Marilyn Diptych by Andy Warhol

Marilyn Diptych by Andy Warhol
The seminal piece by the self-acknowledged pop artist, Andy Warhol. The Diptych is a mash-up of religious iconography and consumer culture.
A diptych was a two-paneled painting in the Middle Ages often depicting images of the Madonna. Warhol decided to use format in order to apply a similar message - with a cynical twist equating religious icons to Hollywood ones - to the recently deceased Marilyn Monroe.
The work is generally perceived to be a critique of our focus on excessive consumerism and idol worship at the time it was created in 1962. Luckily, we've long since overcome such societal ills [single cough in the background at this dubious observation].
Where do I focus my gaze?
The Marilyn Diptych is an example of an allover composition. Traditional artwork forces the viewer to focus their gaze on a particular key spot (or spots) in the piece. The Marilyn Diptych, however, has no central point to gaze at, consistent with its themes relating to our obsession with mass consumption.
The left panel signifies the rise and fall of Marilyn Monroe's popularity while she was alive. The right panel, which lacks the vibrant color of the left, shows the decay of her memory in popular culture after her death.

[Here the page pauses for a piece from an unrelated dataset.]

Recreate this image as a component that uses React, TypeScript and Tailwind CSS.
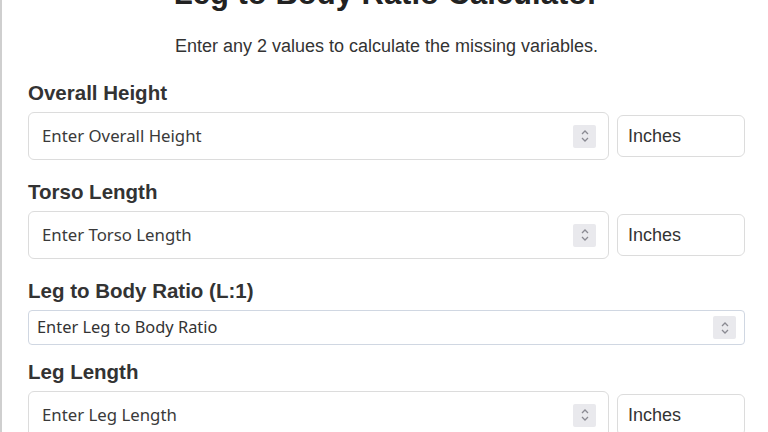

The intimacy of mass-production
Warhol used screen-printing to color the individual images of Marilyn on the left panel of the diptych.
Typically, screen-printing allowed for mass reproduction of an original design. By employing this technique, Warhol was taunting Hollywood's manufactured intimacy surrounding its stars and the false bonds that fans generated with those stars' images.
However, he also made subtle adjustments to each image, thus ensuring none of them were identical. In doing so, he was showing the subtle decay and skew associated with this manufactured intimacy and how all that glitters is not on the Hollywood Walk of Fame.